The Demons Are in the Details: Disability representation in Dororo

By: Mitch Finzel August 23, 20190 Comments
Hyakkimaru in greyscale, with a golden glow in his chest

CONTENT WARNING for discussion of ableism, gory screenshots; SPOILERS for Dororo.

Dororo is a complicated work to parse from a disability studies perspective. The story is set somewhere in the early- to mid-fifteenth century, was written by “godfather of manga” Osamu Tezuka from 1967-1968, has been told in multiple mediums in the ensuing decades, and was recently adapted into an anime for the second time in 2019. These disparate time periods have created a jumble of disability representation that ranges between accurate, inaccurate, and downright confounding.

The basic premise of the series goes something like this: Lord Daigo makes a deal with demons in return for the prosperity of his land. As their end of the bargain, the demons take most of the body parts of Daigo’s newborn son. The bulk of the show then consists of this son, Hyakkimaru, traveling the country with the titular Dororo. Hyakkimaru has been heavily outfitted with prosthetics that he uses to slay the demons and get his body back, piece by piece.

When looking at the series as a whole, its handling of disability breaks down into three main narrative elements: the anachronistic setting; the ableism baked into the premise (and the story’s clumsy attempts to challenge that premise); and the way it presents its disabled characters.

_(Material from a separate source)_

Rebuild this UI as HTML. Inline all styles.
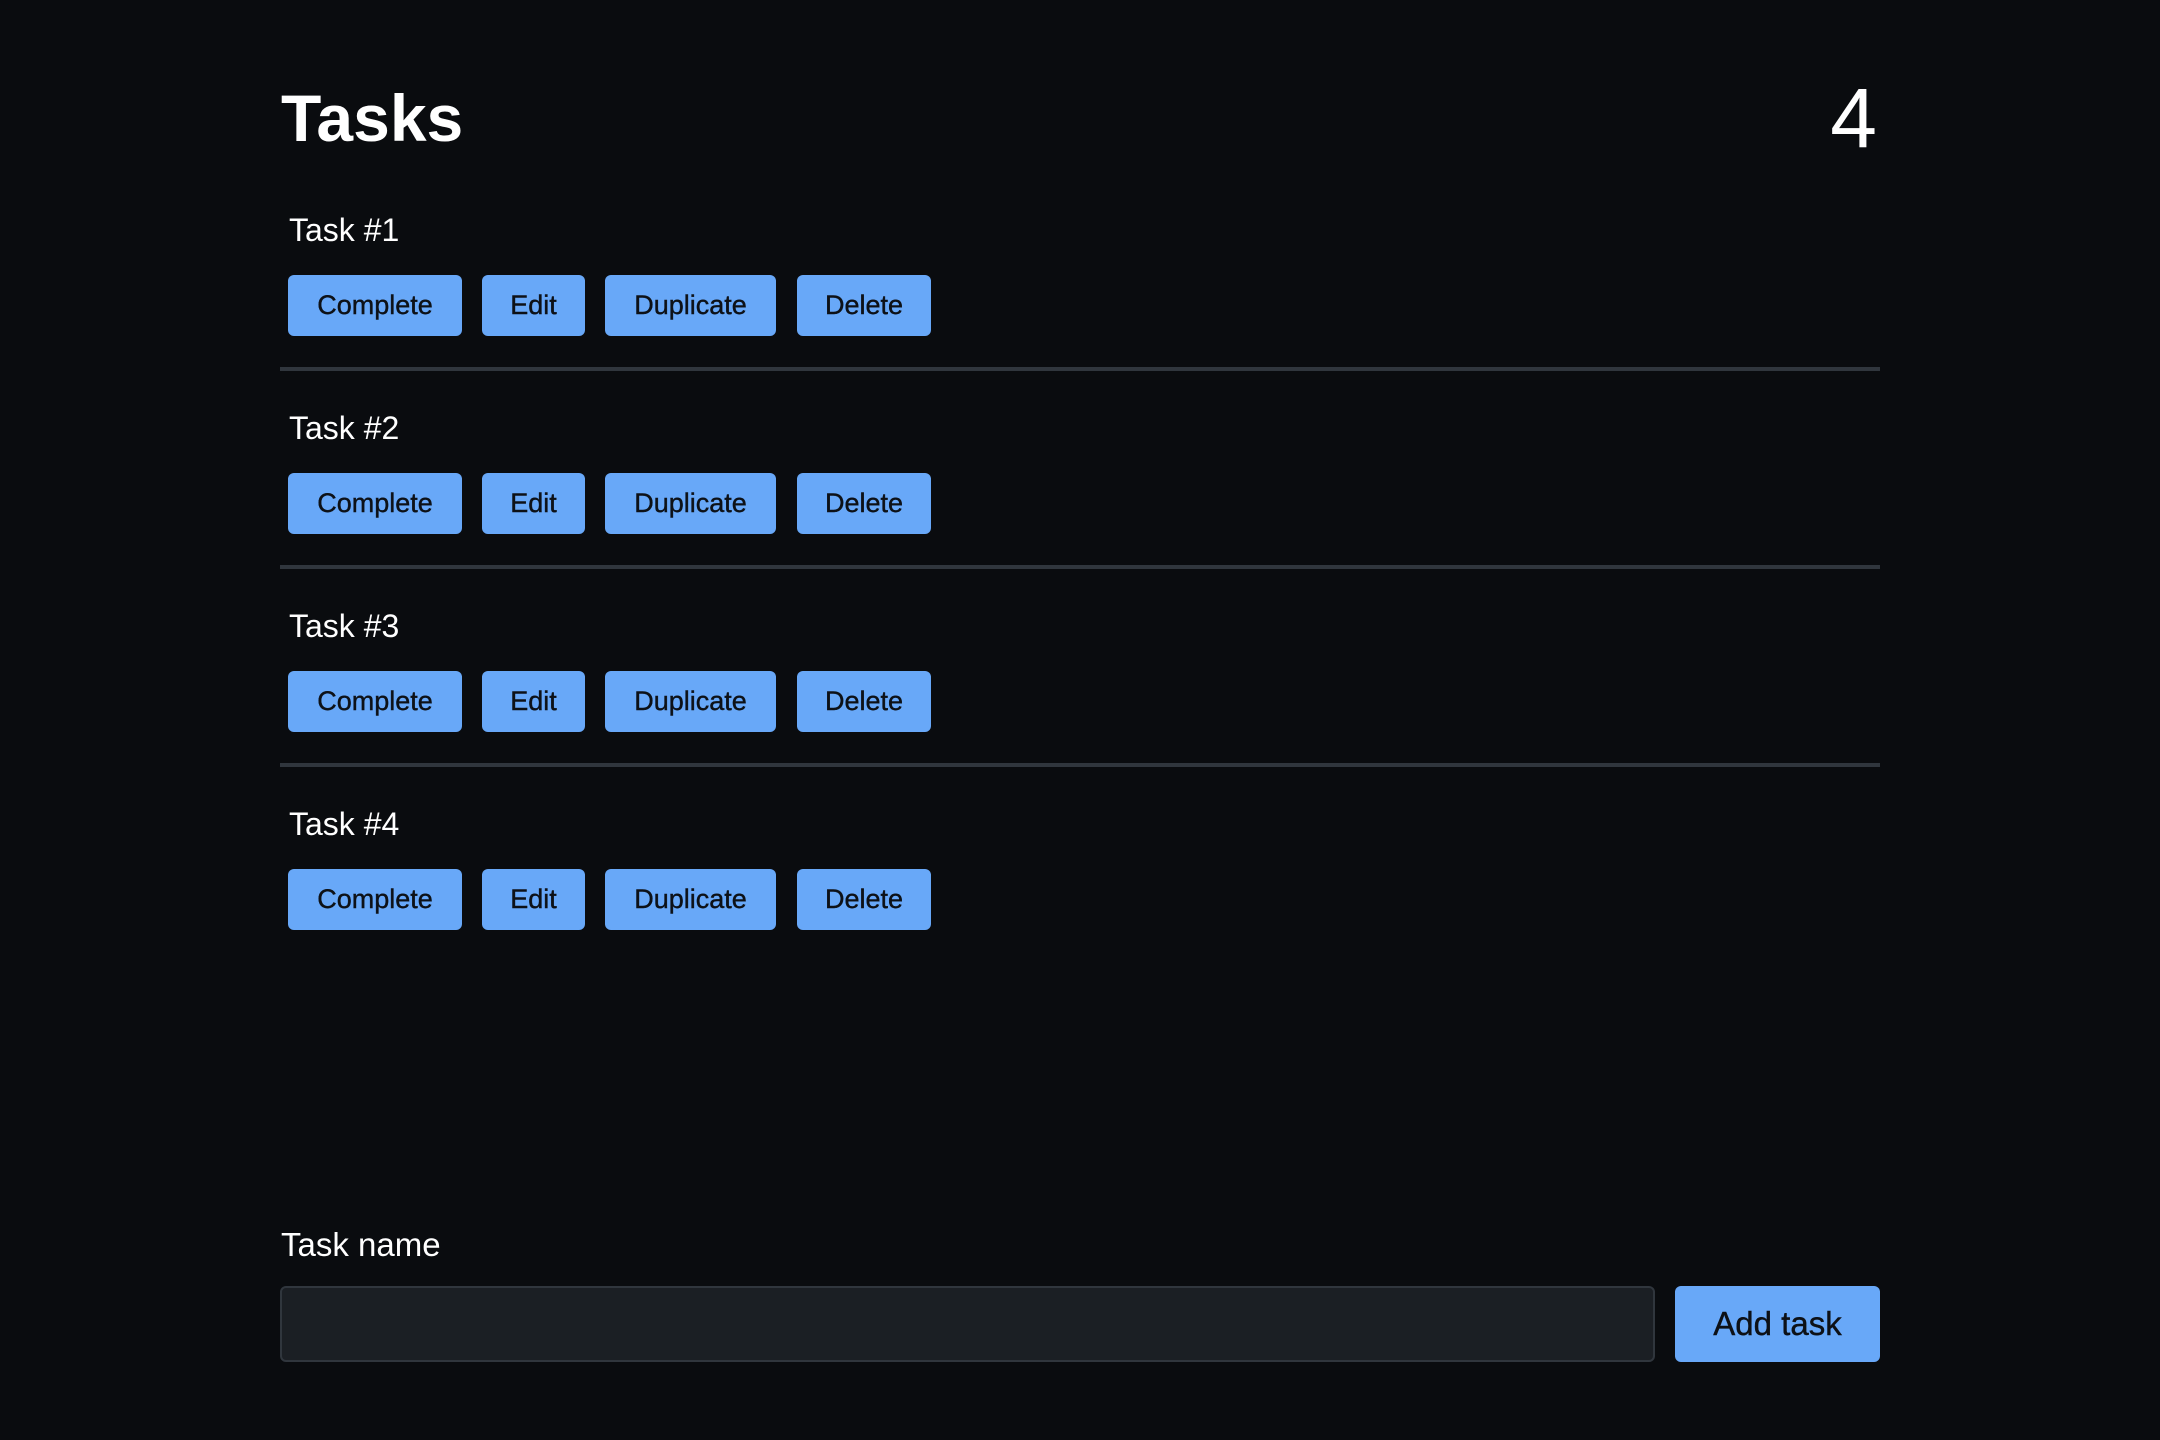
<!DOCTYPE html>
<html><head><style>
*{margin:0;padding:0;box-sizing:border-box}
body{width:2160px;height:1440px;background:#0a0c0f;font-family:"Liberation Sans",sans-serif;color:#fff;position:relative;overflow:hidden}
.abs{position:absolute}
h1{position:absolute;left:281px;top:78px;font-size:66px;font-weight:bold;line-height:80px}
.count{position:absolute;right:283px;top:70px;font-size:84px;line-height:96px}
.task{position:absolute;left:289px;font-size:32px;line-height:40px}
.btn{position:absolute;height:61px;background:#68a8f8;color:#0d1117;border-radius:6px;font-size:27px;line-height:61px;text-align:center;-webkit-text-stroke:0.4px #0d1117}
.hr{position:absolute;left:280px;width:1600px;height:4px;background:#30363d}
</style></head><body>
<h1>Tasks</h1>
<div class="count">4</div>

<div class="task" style="top:210px">Task #1</div>
<div class="btn" style="left:288px;top:275px;width:174px">Complete</div>
<div class="btn" style="left:482px;top:275px;width:103px">Edit</div>
<div class="btn" style="left:605px;top:275px;width:171px">Duplicate</div>
<div class="btn" style="left:797px;top:275px;width:134px">Delete</div>
<div class="hr" style="top:367px"></div>

<div class="task" style="top:408px">Task #2</div>
<div class="btn" style="left:288px;top:473px;width:174px">Complete</div>
<div class="btn" style="left:482px;top:473px;width:103px">Edit</div>
<div class="btn" style="left:605px;top:473px;width:171px">Duplicate</div>
<div class="btn" style="left:797px;top:473px;width:134px">Delete</div>
<div class="hr" style="top:565px"></div>

<div class="task" style="top:606px">Task #3</div>
<div class="btn" style="left:288px;top:671px;width:174px">Complete</div>
<div class="btn" style="left:482px;top:671px;width:103px">Edit</div>
<div class="btn" style="left:605px;top:671px;width:171px">Duplicate</div>
<div class="btn" style="left:797px;top:671px;width:134px">Delete</div>
<div class="hr" style="top:763px"></div>

<div class="task" style="top:804px">Task #4</div>
<div class="btn" style="left:288px;top:869px;width:174px">Complete</div>
<div class="btn" style="left:482px;top:869px;width:103px">Edit</div>
<div class="btn" style="left:605px;top:869px;width:171px">Duplicate</div>
<div class="btn" style="left:797px;top:869px;width:134px">Delete</div>

<div class="abs" style="left:281px;top:1225px;font-size:33px;line-height:40px">Task name</div>
<div class="abs" style="left:280px;top:1286px;width:1375px;height:76px;background:#1b1f24;border:2px solid #30363d;border-radius:6px"></div>
<div class="btn" style="left:1675px;top:1286px;width:205px;height:76px;line-height:76px;font-size:33px">Add task</div>
</body></html>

These pieces come together to form an inconsistent story that ultimately isn’t so much about disabled characters as it is about using disability as a narrative shorthand for other ideas.

Baby Hyakkimaru wrapped in a blanket. subtitle: He is alive, but has no limbs, eyes, nor a nose.

From Medieval to Mid-Century: Historical realities in and out of fiction 

Dororo takes place in a fictional Japan shortly before the Sengoku (or Warring States) Period—so, likely somewhere between 1400 and 1467. This time frame sets the piece firmly before any kind of modern disability rights movements, which sets the stage for depictions of the ways older societies have treated disability.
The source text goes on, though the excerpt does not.